Given my position as a Gopher fan, this is a pattern that I'd like to see repeated in college hockey. Sooner rather than later. Especially since the 2011 Frozen Four will be hosted in Saint Paul. Until then, I'll have to be content to cheer on the scrappy Bemidji State Beavers when they take the ice against Miami in a national semi on April 9th. They aren't a WCHA team, but after this weekend they more than ever deserve to be one.
UPDATE: Darren Everson in the WSJ on Why You Should Have Watched Hockey:
If only Jim Valvano had coached college hockey. Then the phrase "survive and advance" -- which the late North Carolina State basketball coach used to describe college basketball's grueling tournament -- would be where it truly belongs.

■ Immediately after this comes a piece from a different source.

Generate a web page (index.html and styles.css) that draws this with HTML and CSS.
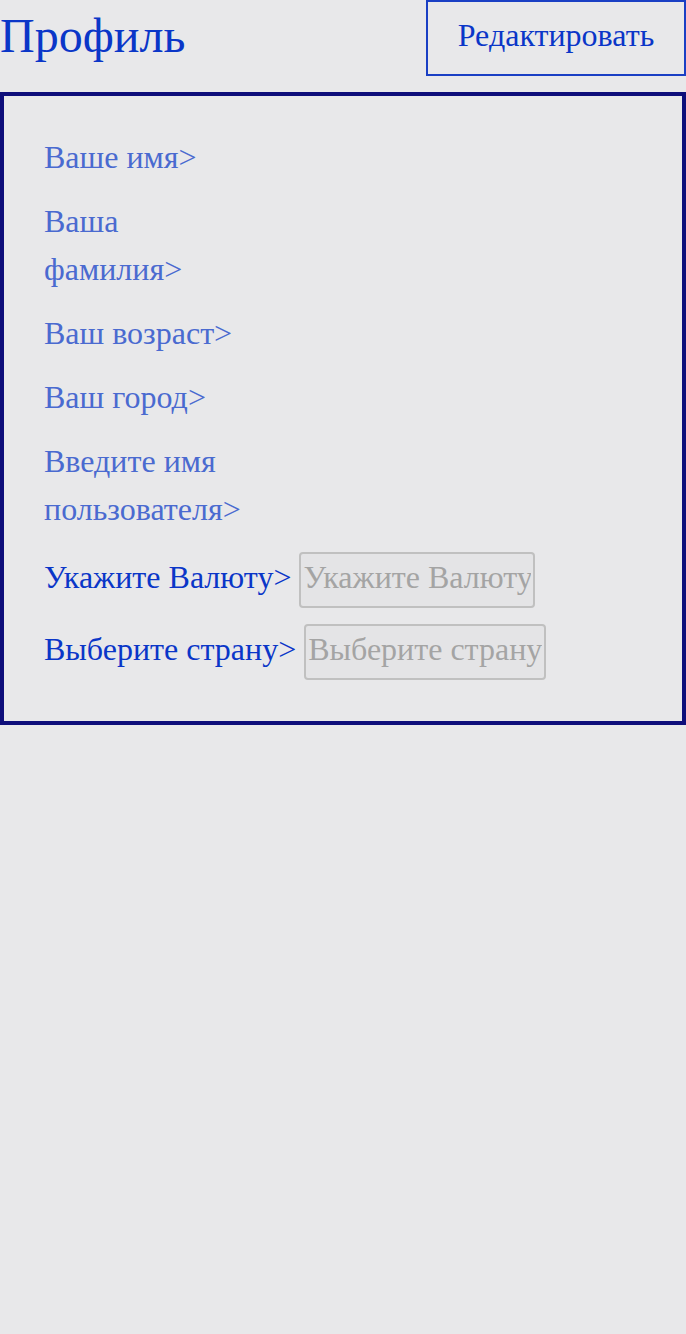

There is arguably no major event in sports more chaotic than the Division I hockey tournament. By its nature, hockey is more capricious than basketball and football, since one player (the goalie) can have an outsized impact -- for better or worse -- on a single game's outcome.
Baseball is similar, because of the pitcher's influence. But unlike baseball's double-elimination College World Series, the college hockey tournament is a one-and-done event, like basketball.
Result: Three of the four No. 1 seeds in this year's tournament didn't even survive their first games over the weekend. Michigan fell to Air Force, 2-0, due almost entirely to the play of Falcons goaltender Andrew Volkening (Michigan took 43 shots to Air Force's 13); Denver lost to Miami University, 4-2; and Notre Dame was buried by Bemidji State, 5-1.
Denver's loss and even Michigan's actually weren't that shocking -- Air Force, which subsequently was eliminated Saturday by Vermont, came within an eyelash of first-round upsets the previous two years -- but Notre Dame's defeat was the equivalent of Radford dismissing North Carolina by double digits.
Notre Dame, which led the nation in winning percentage and goals-against average, was facing the country's 37th-best team, according to the Ratings Percentage Index ranking system. There are only 58 teams in Division I. But Notre Dame goalie Jordan Pearce got rattled early, giving up the opening goal after a strange bounce off the boards, and the chaos was underway.